[Pages as source code]

>> begin

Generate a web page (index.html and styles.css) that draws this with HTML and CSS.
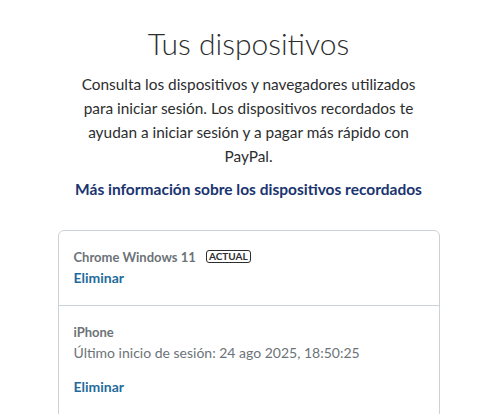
FILE: index.html
```html
<!DOCTYPE html>
<html lang="es">
<head>
    <meta charset="UTF-8">
    <meta name="viewport" content="width=device-width, initial-scale=1.0">
    <title>Tus dispositivos</title>
    <link rel="stylesheet" href="styles.css">
</head>
<body>
    <div class="devices-page">
        <h1>Tus dispositivos</h1>
        <p class="intro">Consulta los dispositivos y navegadores utilizados para iniciar sesión. Los dispositivos recordados te ayudan a iniciar sesión y a pagar más rápido con PayPal.</p>
        <a class="more-link" href="#">Más información sobre los dispositivos recordados</a>

        <div class="device-list">
            <div class="device">
                <div class="device-name">Chrome Windows 11 <span class="badge">ACTUAL</span></div>
                <a class="remove" href="#">Eliminar</a>
            </div>
            <div class="device">
                <div class="device-name">iPhone</div>
                <div class="last-login">Último inicio de sesión: 24 ago 2025, 18:50:25</div>
                <a class="remove spaced" href="#">Eliminar</a>
            </div>
        </div>
    </div>
</body>
</html>
```

FILE: styles.css
```css
body {
    margin: 0;
    padding: 0;
    font-family: Lato, "Open Sans", sans-serif;
    background: #fff;
    color: #2c2e2f;
}

.devices-page {
    padding: 25px 0 0 8px;
    display: flex;
    flex-direction: column;
    align-items: center;
    text-align: center;
}

.devices-page h1 {
    margin: 0;
    font-size: 30px;
    font-weight: 300;
    line-height: 36px;
    color: #2c2e2f;
}

.intro {
    margin: 11px 0 0;
    max-width: 350px;
    font-size: 15.4px;
    line-height: 24px;
    color: #2c2e2f;
}

.more-link {
    margin-top: 12px;
    font-size: 15.5px;
    font-weight: 700;
    color: #1a3470;
    text-decoration: none;
}

.device-list {
    margin-top: 32px;
    width: 380px;
    border: 1px solid #cbd2d6;
    border-radius: 6px;
    text-align: left;
}

.device {
    padding: 16px 15px 19px;
    border-bottom: 1px solid #cbd2d6;
}

.device:last-child {
    padding-bottom: 30px;
}

.device-name {
    font-size: 13px;
    font-weight: 700;
    color: #6c7378;
    line-height: 20px;
}

.badge {
    display: inline-block;
    margin-left: 7px;
    padding: 0 2px;
    border: 1px solid #2c2e2f;
    border-radius: 3px;
    font-size: 10px;
    line-height: 11px;
    color: #2c2e2f;
    vertical-align: 2px;
}

.last-login {
    font-size: 14px;
    line-height: 22px;
    color: #6c7378;
}

.remove {
    display: inline-block;
    margin-top: 1px;
    font-size: 14px;
    font-weight: 700;
    color: #1f6c9c;
    text-decoration: none;
}

.remove.spaced {
    margin-top: 14px;
}
```
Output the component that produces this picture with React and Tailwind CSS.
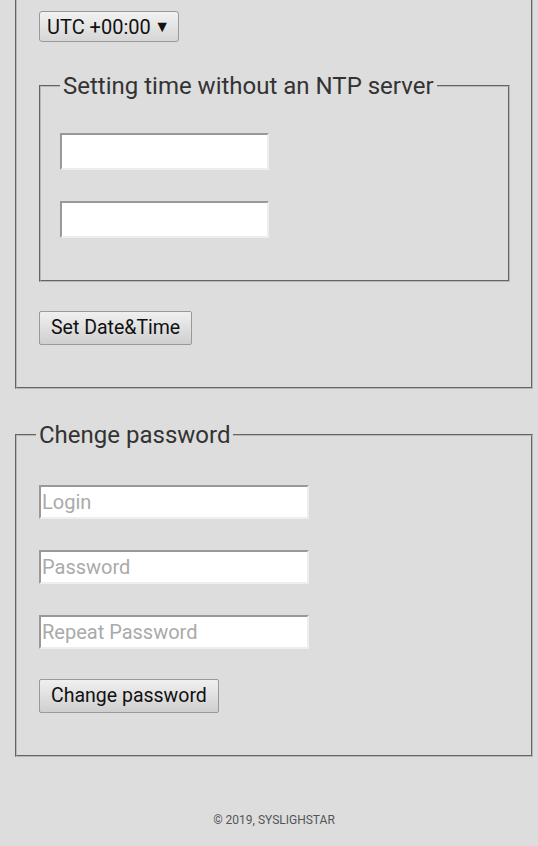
const font = { fontFamily: "Roboto, 'Noto Sans', sans-serif" }

function TextInput({ placeholder = "", className = "" }) {
  return (
    <input
      type="text"
      placeholder={placeholder}
      className={`block border-2 border-t-[#999] border-l-[#999] border-b-[#eee] border-r-[#eee] bg-white px-px text-[20px] text-[#222] placeholder:text-[#aaa] outline-none ${className}`}
    />
  )
}

function Button({ children }) {
  return (
    <button
      type="button"
      className="block h-[34px] rounded-[2px] border border-[#999] bg-gradient-to-b from-[#f0f0f0] to-[#cfcfcf] px-[11px] text-[19.5px] leading-none text-[#111]"
    >
      {children}
    </button>
  )
}

// fieldset edge: 2px groove like the default browser look
const groove = "border-2 border-[#b8b8b8] [--tw-border-style:groove] [border-style:groove]"

export default function App() {
  return (
    <div className="min-h-[846px] overflow-hidden bg-[#dddddd] pl-[15px] pr-[5px]" style={font}>
      <fieldset className={`-mt-[10px] pt-[19px] pb-[42px] pl-[22px] pr-[21px] ${groove}`}>
        <div className="flex h-[31px] w-[140px] items-center justify-between rounded-[3px] border border-[#999] bg-gradient-to-b from-[#f2f2f2] to-[#d6d6d6] pl-[7px] pr-[8px] text-[20px] text-[#111]">
          <span>UTC +00:00</span>
          <span className="text-[16px]">▼</span>
        </div>

        <fieldset className={`mt-[31px] pt-[34px] pb-[42px] pl-[19px] pr-[19px] ${groove}`}>
          <legend className="px-[3px] text-[24px] leading-[26px] text-[#333]">Setting time without an NTP server</legend>
          <TextInput className="h-[37px] w-[209px]" />
          <TextInput className="mt-[31px] h-[37px] w-[209px]" />
        </fieldset>

        <div className="mt-[29px]">
          <Button>Set Date&amp;Time</Button>
        </div>
      </fieldset>

      <fieldset className={`mt-[33px] pt-[37px] pb-[42px] pl-[22px] pr-[21px] ${groove}`}>
        <legend className="-ml-[3px] px-[3px] text-[24px] leading-[26px] text-[#333]">Chenge password</legend>
        <TextInput placeholder="Login" className="h-[34px] w-[270px]" />
        <TextInput placeholder="Password" className="mt-[31px] h-[34px] w-[270px]" />
        <TextInput placeholder="Repeat Password" className="mt-[31px] h-[34px] w-[270px]" />
        <div className="mt-[30px]">
          <Button>Change password</Button>
        </div>
      </fieldset>

      <div className="pt-[54px] text-center text-[12px] text-[#555]">© 2019, SYSLIGHSTAR</div>
    </div>
  )
}
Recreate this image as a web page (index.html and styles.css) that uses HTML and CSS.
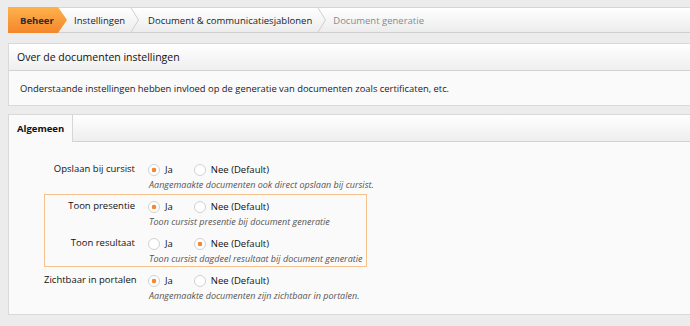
FILE: index.html
```html
<!DOCTYPE html>
<html lang="nl">
<head>
    <meta charset="UTF-8">
    <title>Document generatie</title>
    <link rel="stylesheet" href="styles.css">
</head>
<body>
<div class="page">
    <nav class="crumbs">
        <span class="crumb crumb-home">Beheer</span>
        <span class="crumb">Instellingen</span>
        <svg class="sep" width="12" height="26" viewBox="0 0 12 26"><path d="M0.5 0 L8.5 13 L0.5 26" fill="none" stroke="#cfcfcf" stroke-width="1"/></svg>
        <span class="crumb">Document &amp; communicatiesjablonen</span>
        <svg class="sep" width="12" height="26" viewBox="0 0 12 26"><path d="M0.5 0 L8.5 13 L0.5 26" fill="none" stroke="#cfcfcf" stroke-width="1"/></svg>
        <span class="crumb crumb-current">Document generatie</span>
    </nav>

    <section class="panel">
        <h2 class="panel-head">Over de documenten instellingen</h2>
        <p class="panel-body">Onderstaande instellingen hebben invloed op de generatie van documenten zoals certificaten, etc.</p>
    </section>

    <section class="panel">
        <div class="tab-bar">
            <span class="tab active">Algemeen</span>
        </div>
        <form class="settings">
            <div class="row">
                <span class="label">Opslaan bij cursist</span>
                <div class="field">
                    <div class="options">
                        <label class="opt"><input type="radio" name="opslaan" checked><span>Ja</span></label>
                        <label class="opt"><input type="radio" name="opslaan"><span>Nee (Default)</span></label>
                    </div>
                    <p class="help">Aangemaakte documenten ook direct opslaan bij cursist.</p>
                </div>
            </div>

            <div class="highlight">
                <div class="row">
                    <span class="label">Toon presentie</span>
                    <div class="field">
                        <div class="options">
                            <label class="opt"><input type="radio" name="presentie" checked><span>Ja</span></label>
                            <label class="opt"><input type="radio" name="presentie"><span>Nee (Default)</span></label>
                        </div>
                        <p class="help">Toon cursist presentie bij document generatie</p>
                    </div>
                </div>
                <div class="row">
                    <span class="label">Toon resultaat</span>
                    <div class="field">
                        <div class="options">
                            <label class="opt"><input type="radio" name="resultaat"><span>Ja</span></label>
                            <label class="opt"><input type="radio" name="resultaat" checked><span>Nee (Default)</span></label>
                        </div>
                        <p class="help">Toon cursist dagdeel resultaat bij document generatie</p>
                    </div>
                </div>
            </div>

            <div class="row">
                <span class="label">Zichtbaar in portalen</span>
                <div class="field">
                    <div class="options">
                        <label class="opt"><input type="radio" name="portalen" checked><span>Ja</span></label>
                        <label class="opt"><input type="radio" name="portalen"><span>Nee (Default)</span></label>
                    </div>
                    <p class="help">Aangemaakte documenten zijn zichtbaar in portalen.</p>
                </div>
            </div>
        </form>
    </section>
</div>
</body>
</html>
```

FILE: styles.css
```css
* {
    margin: 0;
    padding: 0;
    box-sizing: border-box;
}

body {
    background-color: #ececec;
    font-family: "Open Sans", "DejaVu Sans", sans-serif;
    color: #333;
    overflow: hidden;
}

.page {
    width: 720px;
    padding: 7px 0 0 8px;
}

/* breadcrumb */
.crumbs {
    display: flex;
    align-items: center;
    height: 26px;
    border-top: 1px solid #d6d6d6;
    border-bottom: 1px solid #d0d0d0;
    background: linear-gradient(#ffffff, #ececec);
    font-size: 9.5px;
}

.crumb {
    padding: 0 5px 0 6px;
    white-space: nowrap;
    color: #222;
}

.crumb-home {
    align-self: stretch;
    display: flex;
    align-items: center;
    width: 59px;
    margin: -1px 1px -1px 0;
    padding: 0 0 0 12px;
    font-weight: bold;
    color: #2b2b2b;
    background: linear-gradient(#fdb24c, #f5862b);
    clip-path: polygon(0 0, calc(100% - 9px) 0, 100% 50%, calc(100% - 9px) 100%, 0 100%);
}

.sep {
    flex: none;
}

.crumb-current {
    color: #8a8a8a;
    padding-left: 4px;
}

/* panels */
.panel {
    border: 1px solid #d9d9d9;
    border-right: none;
    background-color: #fafafa;
    margin-top: 10px;
}

.panel + .panel {
    margin-top: 8px;
}

.panel-head {
    height: 27px;
    padding: 0 0 0 8px;
    display: flex;
    align-items: center;
    font-size: 10.5px;
    font-weight: normal;
    color: #111;
    background: linear-gradient(#ffffff, #efefef);
    border-bottom: 1px solid #d2d2d2;
}

.panel-body {
    height: 34px;
    padding: 0 0 0 11px;
    display: flex;
    align-items: center;
    font-size: 9.4px;
    color: #222;
}

/* tabs */
.tab-bar {
    display: flex;
    height: 27px;
    background: linear-gradient(#ffffff, #eeeeee);
    border-bottom: 1px solid #d2d2d2;
}

.tab {
    display: flex;
    align-items: center;
    width: 64px;
    padding-left: 8px;
    font-size: 9.5px;
    font-weight: bold;
    color: #111;
}

.tab.active {
    background-color: #fafafa;
    border-right: 1px solid #d6d6d6;
    margin-bottom: -1px;
}

/* form */
.settings {
    display: flex;
    flex-direction: column;
    row-gap: 5px;
    padding: 18px 0 11px 35px;
}

.highlight {
    display: flex;
    flex-direction: column;
    row-gap: 5px;
    width: 323px;
    margin: -3px 0 -1px 0;
    padding-top: 2px;
    border: 1px solid #f7c28e;
}

.highlight .row {
    margin-left: -1px;
}

.row {
    display: grid;
    grid-template-columns: 91px 1fr;
    column-gap: 13px;
    height: 32px;
}

.label {
    text-align: right;
    white-space: nowrap;
    font-size: 9.5px;
    line-height: 18px;
    color: #111;
}

.options {
    display: flex;
    align-items: center;
    height: 18px;
    font-size: 9.5px;
    color: #111;
}

.opt {
    display: flex;
    align-items: center;
    column-gap: 5px;
    margin-right: 21px;
}

.opt input {
    appearance: none;
    width: 12px;
    height: 12px;
    border: 1px solid #d2d2d2;
    border-radius: 50%;
    background-color: #fff;
    margin-top: 2px;
}

.opt input:checked {
    background: radial-gradient(circle, #f7882f 0 2px, #fff 2.6px);
}

.help {
    font-size: 9px;
    font-style: italic;
    line-height: 14px;
    color: #555;
    margin-left: 1px;
}
```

>> end

In the records above, find the lines containing "that" and copy them.

Generate a web page (index.html and styles.css) that draws this with HTML and CSS.
Output the component that produces this picture with React and Tailwind CSS.
Recreate this image as a web page (index.html and styles.css) that uses HTML and CSS.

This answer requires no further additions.